Americans' math anxieties are well-known. A series of math problems that went viral this year solidified this notion, as the proposed math problems actually had little to do with math — some of them were logic problems.
A lot of our issues with math are purely psychological, and a group of researchers led by psychological scientists Sian Beilock and Susan Levine, from the University of Chicago, have found that parents are passing this math anxiety along to their kids.
Beilock explained in a press release:
"We often don't think about how important parents' own attitudes are in determining their children's academic achievement. But our work suggests that if a parent is walking around saying 'Oh, I don't like math' or 'This stuff makes me nervous,' kids pick up on this messaging and it affects their success.”

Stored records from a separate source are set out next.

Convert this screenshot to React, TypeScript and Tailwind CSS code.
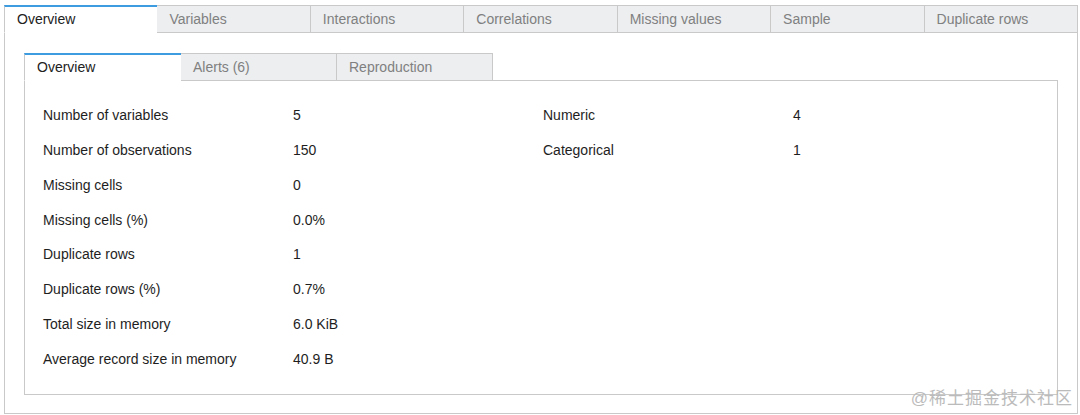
import React from 'react';

const OUTER_TABS = ['Overview', 'Variables', 'Interactions', 'Correlations', 'Missing values', 'Sample', 'Duplicate rows'];
const INNER_TABS = ['Overview', 'Alerts (6)', 'Reproduction'];

const LEFT_ROWS: [string, string][] = [
  ['Number of variables', '5'],
  ['Number of observations', '150'],
  ['Missing cells', '0'],
  ['Missing cells (%)', '0.0%'],
  ['Duplicate rows', '1'],
  ['Duplicate rows (%)', '0.7%'],
  ['Total size in memory', '6.0 KiB'],
  ['Average record size in memory', '40.9 B'],
];

const RIGHT_ROWS: [string, string][] = [
  ['Numeric', '4'],
  ['Categorical', '1'],
];

const Tab: React.FC<{ label: string; active: boolean; className?: string }> = ({ label, active, className }) => (
  <div
    className={
      (active
        ? 'bg-white text-[#222] border-t-2 border-t-[#3d9be0] border-l border-l-[#c9c9c9] border-b border-b-white '
        : 'bg-[#eceef0] text-[#808080] border border-[#c9c9c9] border-l-0 ') +
      'h-[28px] flex items-center px-3 text-[14px] ' +
      (className ?? '')
    }
  >
    {label}
  </div>
);

const StatsTable: React.FC<{ rows: [string, string][] }> = ({ rows }) => (
  <div className="flex flex-col w-[500px]">
    {rows.map(([k, v]) => (
      <div key={k} className="flex h-[35px] items-center text-[14px] text-[#1e1e1e]">
        <div className="w-[250px]">{k}</div>
        <div>{v}</div>
      </div>
    ))}
  </div>
);

export default function App() {
  return (
    <div className="relative w-[1080px] h-[415px] bg-white pt-[5px] pl-[4px] overflow-hidden" style={{ fontFamily: '"Liberation Sans", Arial, sans-serif' }}>
      <div className="w-[1074px]">
        {/* Outer tabs */}
        <div className="flex">
          {OUTER_TABS.map((t, i) => (
            <Tab key={t} label={t} active={i === 0} className="flex-1" />
          ))}
        </div>
        <div className="border-x border-b border-[#c9c9c9] h-[381px] pt-[20px] pl-[19px] pr-[19px]">
          {/* Inner tabs */}
          <div className="flex items-end">
            {INNER_TABS.map((t, i) => (
              <Tab key={t} label={t} active={i === 0} className={i === 0 ? 'w-[157px]' : 'w-[156px]'} />
            ))}
            <div className="flex-1 border-b border-[#c9c9c9]" />
          </div>
          <div className="border-x border-b border-[#c9c9c9] h-[314px] pl-[18px] py-[17px] flex">
            <StatsTable rows={LEFT_ROWS} />
            <StatsTable rows={RIGHT_ROWS} />
          </div>
        </div>
      </div>
      <div
        className="absolute right-[7px] bottom-[4px] text-[17px] text-[#bbbbbb] tracking-[1px]"
        style={{ fontFamily: '"Liberation Sans", "Noto Sans CJK SC", sans-serif' }}
      >
        @稀土掘金技术社区
      </div>
    </div>
  );
}
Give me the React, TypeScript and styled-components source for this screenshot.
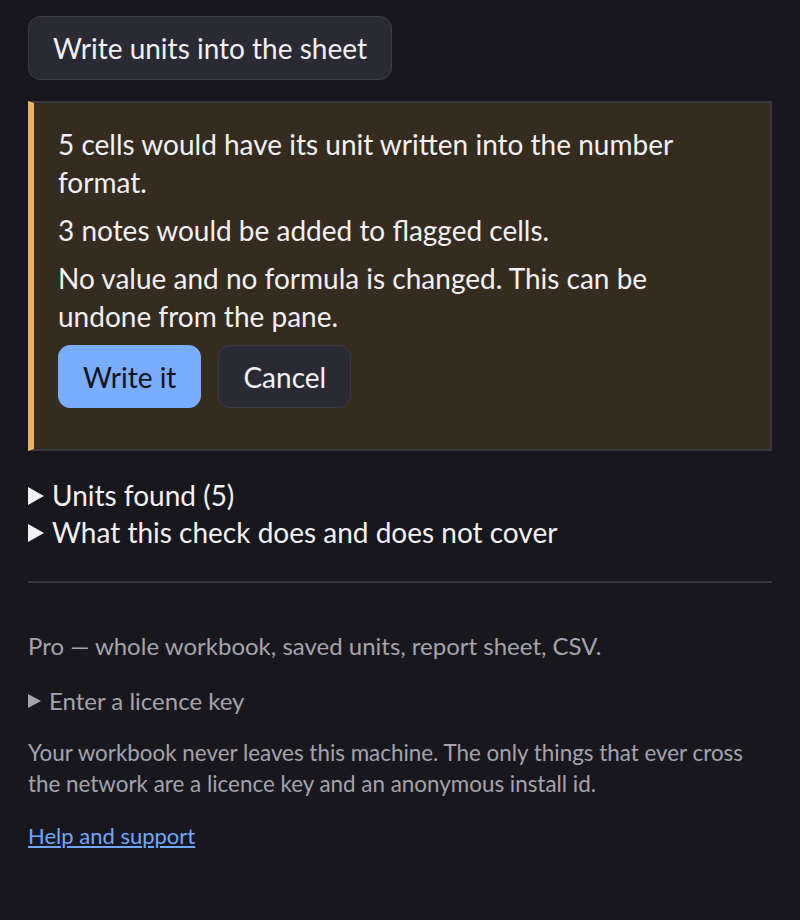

In order to come to these conclusions, the researchers gathered 438 first- and second-grade students and their primary caregivers to participate in their study. The children were given a math assessment test and a questionnaire to gauge their anxiety toward the subject at the beginning and end of the school year. Parents were also given a questionnaire asking how comfortable they were with math and how often they assisted their kids with their homework.
The researchers found that "parents' math anxiety negatively affected children only when they frequently helped them with math homework.” These results point "to the need for interventions focused on both decreasing parents' math anxiety and scaffolding their skills in homework help."
This stress toward math really is quite strange when you think about it. Mathematician Edward Frenkel explains that “no one would ever say, 'I hate literature,' or, 'I hate art,' or, 'I hate music.'” Yet, it's acceptable to hate math.